Private hospitals and clinical laboratories have invested in the creation of teaching and research institutes for carrying out projects in the medical area. At the beginning of December, the Fleury Diagnostic Medicine Center and the Syrio-Lebanese Hospital joined this group, which already had the Albert Einstein Israeli Hospital as its pioneer member.The Fleury Institute was created with the objective of expanding research and actions in education and social responsibility. With 250 physicians on its staff, the Fleury works with 23 researchers in medicine. There were, at the end of 2003, a mere 15 of them in charge of 19 in-house projects, 26 in cooperation with universities, and 19 theses being prepared in whole or in part in the technical area of the laboratory.

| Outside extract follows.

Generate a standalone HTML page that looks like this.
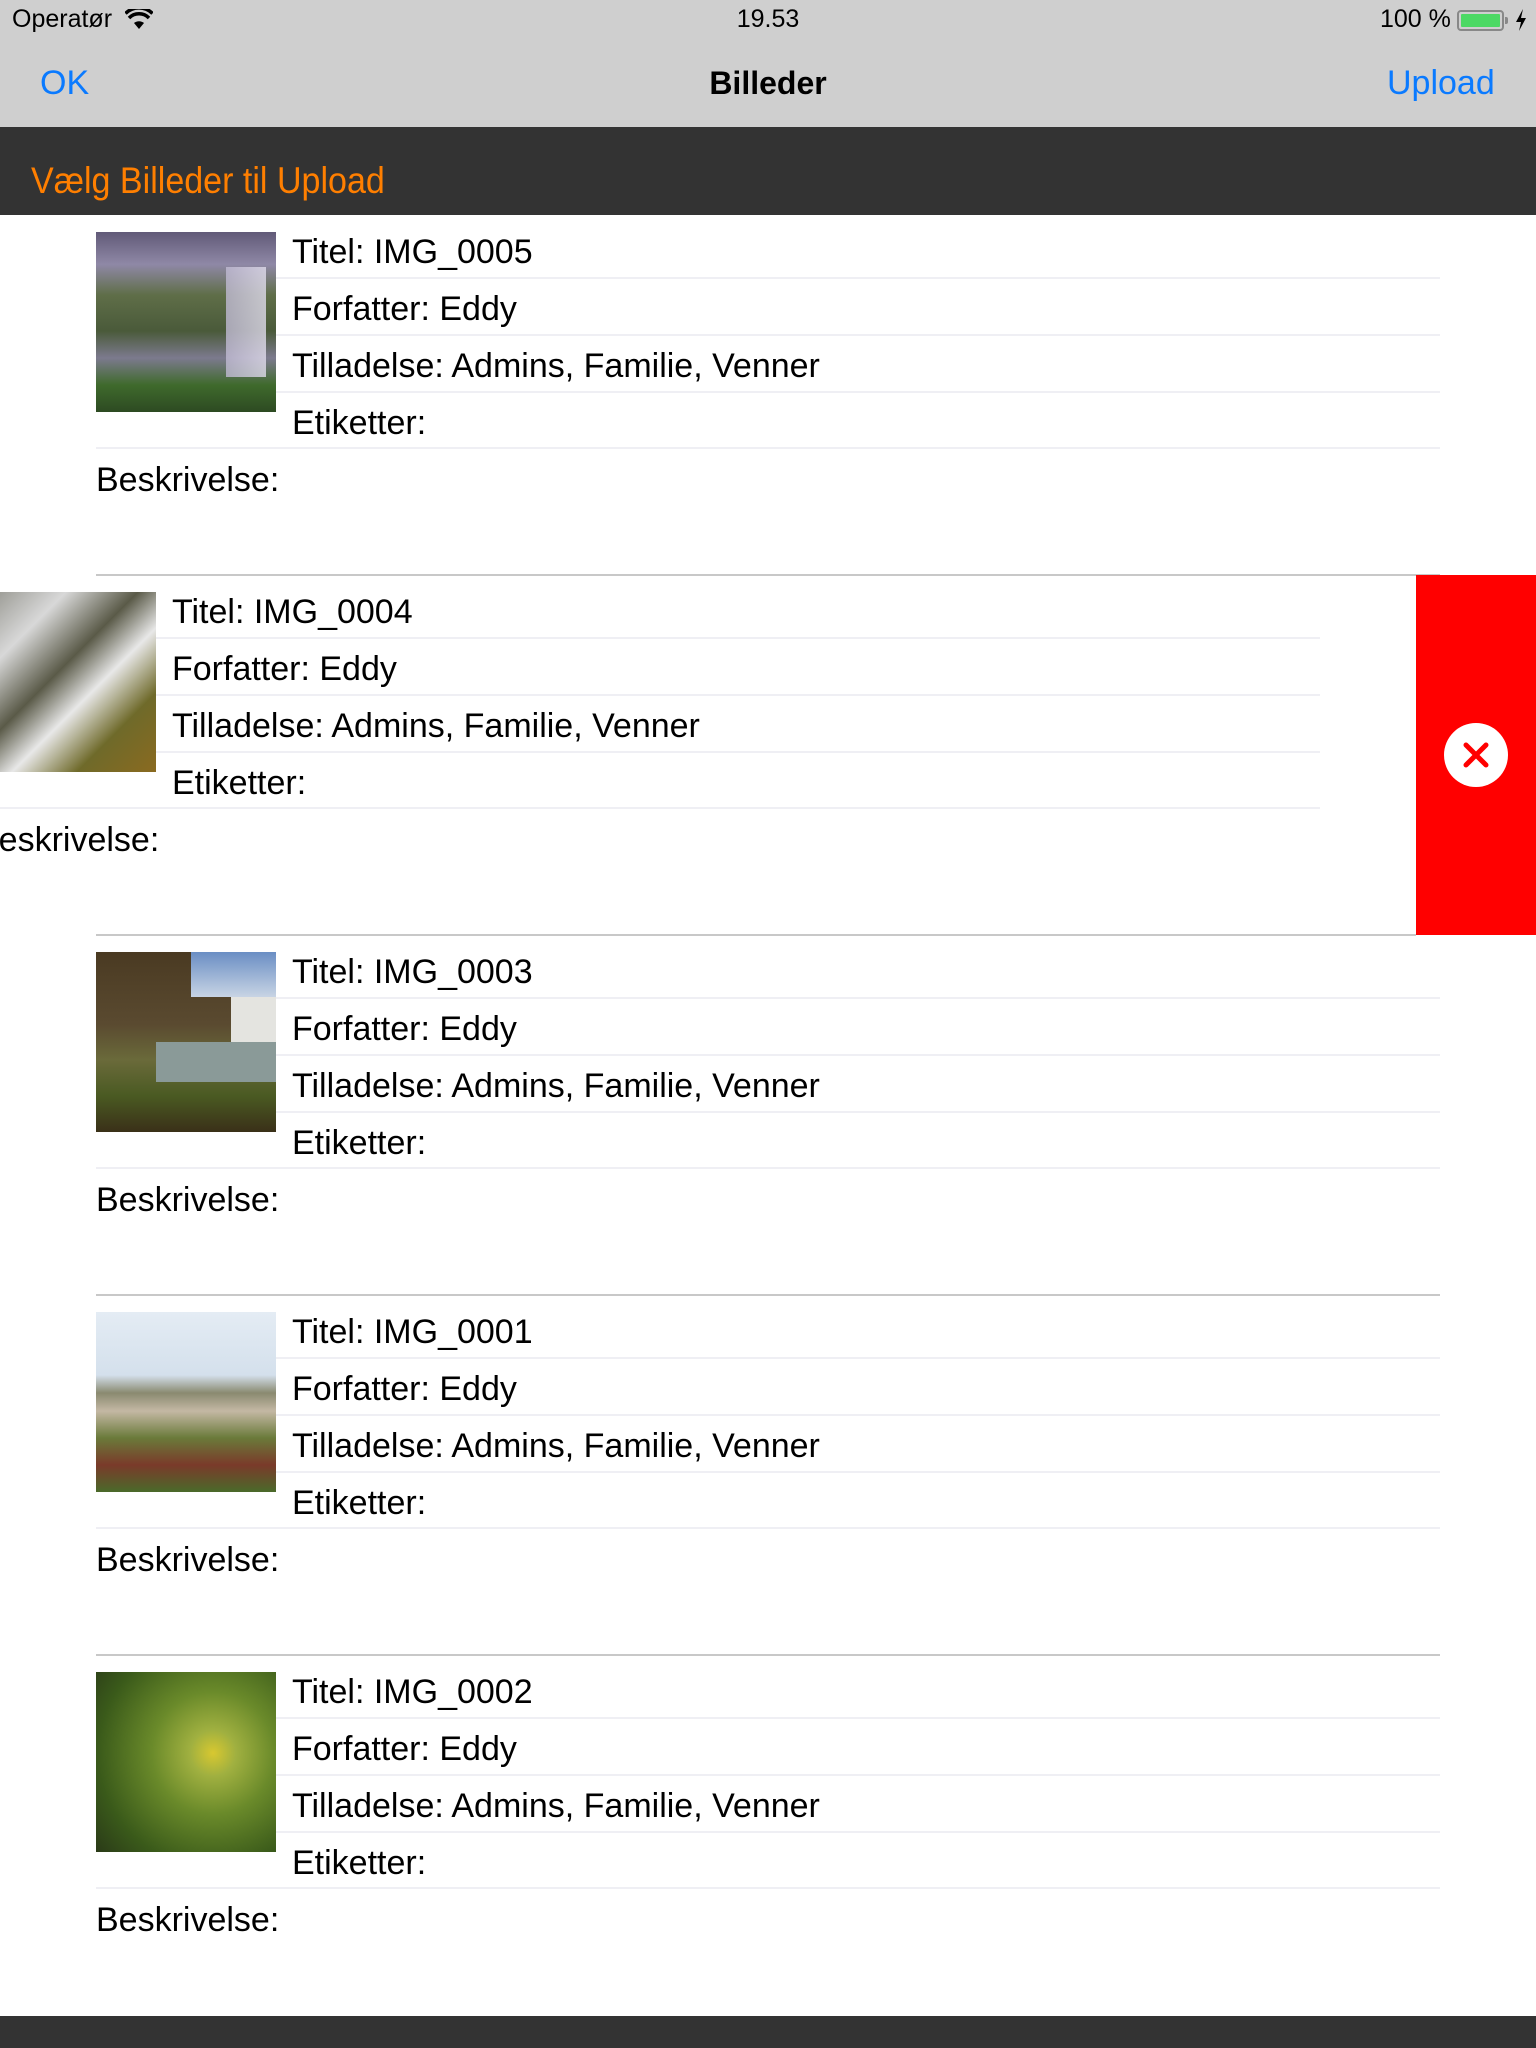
<!DOCTYPE html>
<html><head><meta charset="utf-8"><style>
*{margin:0;padding:0;box-sizing:border-box}
body{width:1536px;height:2048px;position:relative;overflow:hidden;background:#fff;font-family:"Liberation Sans",sans-serif;color:#000}
.a{position:absolute}
.t{position:absolute;font-size:34px;line-height:40px;white-space:nowrap}
.ln{position:absolute;height:2px;background:#efeff4}
.sep{position:absolute;height:2px;background:#c8c8c8;left:96px;width:1344px}
.img{position:absolute;width:180px;height:180px}
</style></head><body>
<div class="a" style="left:0;top:0;width:1536px;height:127px;background:#cfcfcf"></div>
<div class="a" style="left:12px;top:5px;font-size:25px">Operatør</div>
<svg class="a" style="left:125px;top:9px" width="28" height="22" viewBox="0 0 28 22"><path d="M14 20 L9 14 A8 8 0 0 1 19 14 Z" fill="#000"/><path d="M4 9 A14 14 0 0 1 24 9" stroke="#000" stroke-width="3.5" fill="none"/><path d="M0.5 4.5 A19 19 0 0 1 27.5 4.5" stroke="#000" stroke-width="3.5" fill="none"/></svg>
<div class="a" style="left:735px;top:5px;font-size:25px;width:66px;text-align:center">19.53</div>
<div class="a" style="left:1380px;top:5px;font-size:25px">100 %</div>
<div class="a" style="left:1457px;top:10px;width:47px;height:21px;border:2px solid #888;border-radius:4px;padding:2px"><div style="width:100%;height:100%;background:#4cd964;border-radius:1px"></div></div>
<div class="a" style="left:1505px;top:17px;width:3px;height:7px;background:#888;border-radius:0 2px 2px 0"></div>
<svg class="a" style="left:1515px;top:9px" width="12" height="22" viewBox="0 0 12 22"><path d="M8 0 L1 13 H6 L4 22 L11 9 H6 Z" fill="#000"/></svg>
<div class="a" style="left:40px;top:64px;font-size:34px;color:#0a7aff">OK</div>
<div class="a" style="left:0;width:1536px;text-align:center;top:65px;font-size:32px;font-weight:bold">Billeder</div>
<div class="a" style="left:1387px;top:64px;font-size:34px;color:#0a7aff">Upload</div>
<div class="a" style="left:0;top:127px;width:1536px;height:88px;background:#333"></div>
<div class="a" style="left:31px;top:160px;font-size:37px;color:#ff7f00;transform:scaleX(0.92);transform-origin:left">Vælg Billeder til Upload</div>

<div class="a" style="left:0;top:215px;width:1536px;height:360px">
<div class="img" style="left:96px;top:17px;background:linear-gradient(180deg,#615a78 0%,#8f88a6 18%,#5f6e48 35%,#4a5a3a 55%,#7c7a8e 70%,#3f6a2c 85%,#2d4a22 100%)"><div class="a" style="left:130px;top:35px;width:40px;height:110px;background:linear-gradient(90deg,#bfb9d2,#e0dcec);opacity:.8"></div></div>
<div class="t" style="left:292px;top:17px">Titel: IMG_0005</div><div class="ln" style="left:276px;top:62px;width:1164px"></div>
<div class="t" style="left:292px;top:74px">Forfatter: Eddy</div><div class="ln" style="left:276px;top:119px;width:1164px"></div>
<div class="t" style="left:292px;top:131px">Tilladelse: Admins, Familie, Venner</div><div class="ln" style="left:276px;top:176px;width:1164px"></div>
<div class="t" style="left:292px;top:188px">Etiketter:</div><div class="ln" style="left:96px;top:232px;width:1344px"></div>
<div class="t" style="left:96px;top:245px">Beskrivelse:</div>
</div>
<div class="sep" style="top:574px"></div>

<div class="a" style="left:0;top:575px;width:1536px;height:360px">
<div class="a" style="left:1416px;top:0;width:120px;height:360px;background:#ff0000"></div>
<div class="a" style="left:1444px;top:148px;width:64px;height:64px;border-radius:50%;background:#fff"></div>
<svg class="a" style="left:1462px;top:166px" width="28" height="28" viewBox="0 0 28 28"><path d="M4 4 L24 24 M24 4 L4 24" stroke="#ff0000" stroke-width="5" stroke-linecap="round"/></svg>
<div class="img" style="left:-24px;top:17px;background:linear-gradient(135deg,#8a8a82 0%,#d8d8d8 25%,#5a5a48 45%,#e8e8e8 60%,#6f6a2a 78%,#8a6a20 100%)"></div>
<div class="t" style="left:172px;top:17px">Titel: IMG_0004</div><div class="ln" style="left:156px;top:62px;width:1164px"></div>
<div class="t" style="left:172px;top:74px">Forfatter: Eddy</div><div class="ln" style="left:156px;top:119px;width:1164px"></div>
<div class="t" style="left:172px;top:131px">Tilladelse: Admins, Familie, Venner</div><div class="ln" style="left:156px;top:176px;width:1164px"></div>
<div class="t" style="left:172px;top:188px">Etiketter:</div><div class="ln" style="left:0;top:232px;width:1320px"></div>
<div class="t" style="left:-24px;top:245px">Beskrivelse:</div>
</div>
<div class="sep" style="top:934px;width:1320px"></div>

<div class="a" style="left:0;top:935px;width:1536px;height:360px">
<div class="img" style="left:96px;top:17px;background:linear-gradient(180deg,#4a3a22 0%,#5a4a30 40%,#6a6a3a 60%,#4a5a22 80%,#3a3018 100%)"><div class="a" style="left:95px;top:0;width:85px;height:45px;background:linear-gradient(180deg,#6a8ec4,#c8d4e4)"></div><div class="a" style="left:135px;top:45px;width:45px;height:45px;background:#e4e4e0"></div><div class="a" style="left:60px;top:90px;width:120px;height:40px;background:#8a9a98"></div></div>
<div class="t" style="left:292px;top:17px">Titel: IMG_0003</div><div class="ln" style="left:276px;top:62px;width:1164px"></div>
<div class="t" style="left:292px;top:74px">Forfatter: Eddy</div><div class="ln" style="left:276px;top:119px;width:1164px"></div>
<div class="t" style="left:292px;top:131px">Tilladelse: Admins, Familie, Venner</div><div class="ln" style="left:276px;top:176px;width:1164px"></div>
<div class="t" style="left:292px;top:188px">Etiketter:</div><div class="ln" style="left:96px;top:232px;width:1344px"></div>
<div class="t" style="left:96px;top:245px">Beskrivelse:</div>
</div>
<div class="sep" style="top:1294px"></div>

<div class="a" style="left:0;top:1295px;width:1536px;height:360px">
<div class="img" style="left:96px;top:17px;background:linear-gradient(180deg,#e4ecf4 0%,#d4e0ec 35%,#8a8a70 45%,#c4b8a4 55%,#6a7a3a 70%,#7a3a2a 85%,#4a6a2a 100%)"></div>
<div class="t" style="left:292px;top:17px">Titel: IMG_0001</div><div class="ln" style="left:276px;top:62px;width:1164px"></div>
<div class="t" style="left:292px;top:74px">Forfatter: Eddy</div><div class="ln" style="left:276px;top:119px;width:1164px"></div>
<div class="t" style="left:292px;top:131px">Tilladelse: Admins, Familie, Venner</div><div class="ln" style="left:276px;top:176px;width:1164px"></div>
<div class="t" style="left:292px;top:188px">Etiketter:</div><div class="ln" style="left:96px;top:232px;width:1344px"></div>
<div class="t" style="left:96px;top:245px">Beskrivelse:</div>
</div>
<div class="sep" style="top:1654px"></div>

<div class="a" style="left:0;top:1655px;width:1536px;height:360px">
<div class="img" style="left:96px;top:17px;background:radial-gradient(circle at 65% 45%,#d8c830 0%,#a0b040 15%,#6a8a2a 40%,#3a5a1a 75%,#2a3a18 100%)"></div>
<div class="t" style="left:292px;top:17px">Titel: IMG_0002</div><div class="ln" style="left:276px;top:62px;width:1164px"></div>
<div class="t" style="left:292px;top:74px">Forfatter: Eddy</div><div class="ln" style="left:276px;top:119px;width:1164px"></div>
<div class="t" style="left:292px;top:131px">Tilladelse: Admins, Familie, Venner</div><div class="ln" style="left:276px;top:176px;width:1164px"></div>
<div class="t" style="left:292px;top:188px">Etiketter:</div><div class="ln" style="left:96px;top:232px;width:1344px"></div>
<div class="t" style="left:96px;top:245px">Beskrivelse:</div>
</div>
<div class="a" style="left:0;top:2016px;width:1536px;height:32px;background:#333"></div>
</body></html>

The institute intends to strengthen the already existing partnerships between the laboratory and several research centers, like the University of São Paulo (USP) and the São Paulo State University (Unesp), and to establish new agreements. The expectation is also to increase the range of action of the programs for on-going education, improvement, and specialization, which the laboratory has been running for years, giving priority to its higher level personnel. “We also intend to offer postgraduate courses, which, in the first moment at least, will be carried out at the partner universities”, says Rendrik Franco, one of the directors of the institute.
According to Franco, the laboratory will invest R$ 3 million a year in the institute, without taking into consideration the budget that, for some years now, it has been setting aside for research. “These funds will be directed mainly towards the areas of education and social responsibility”, he observes. With this venture, the Fleury also intends to increase its investments in the publication of scientific texts. “We have already launched various manuals, and now we want to publish periodicals and books”, Franco comments. He explains that the Fleury’s initiatives in the development of products and processes and in technological innovation have grown a lot in the last ten years. “Recently, we realized that much of this knowledge already accumulated and applied is liable to intellectual property registration”, he says.
Critical mass
At the beginning of December, the Syrio-Lebanese Hospital, from São Paulo, inaugurated a Teaching and Research Institute, with investments of R$ 20 million. The institute is waiting for authorization from the Ministry of Education to act as an institute of higher education, and it will shortly be offering lato senso postgraduate courses, with medical residence, specialization, improvement and attachments in various specialties, such as pain studies, oncology and video surgery. “The idea is to form critical mass in experimental and clinical research, to offer later stricto senso master’s studies as well”, says Roberto de Queiroz Padilha, the institute’s executive-director.
The Syrio-Lebanese Hospital’s Institute boasts six training centers, with infrastructure for research, teaching, and the practice of video surgery, microsurgery, arthroscopy, critical incident simulation, prostate brachytherapy and cardiovascular emergencies. It will also carry on with the work of the Syrio-Lebanese’s Studies and Researches Center, which since 1978 has been promoting further education for doctors and other health professionals, holding day events, symposiums, congresses and scientific meetings about the most varied themes, with the highlight on intensive therapy. “It will now be possible, from our amphitheaters, to follow any procedure from the operating rooms of the hospital and from the training centers”, Padilha observes.
The pioneer, the Albert Einstein Hospital’s Teaching and Research Institute, which was born, formally, in 1998, now offers graduation courses in nursing and lato senso postgraduate courses in several areas of medicine. “Apart from the regular programs, we offer today over 80 update courses”, says Carlos Alberto Moreira Filho, the institute’s coordinator. “Research is a strategic activity for the hospital”, he comments. The Albert Einstein Institute maintains collaboration agreements with several universities in Brazil and abroad – USP, São Paulo Medical School and the Cleveland Clinic are a few examples of partners. With an initial investment of about R$ 10 million, it generated R$ 12 million in income in 2003 and forecasts 25% growth in 2004. It attracted almost 6,000 pupils in 2003.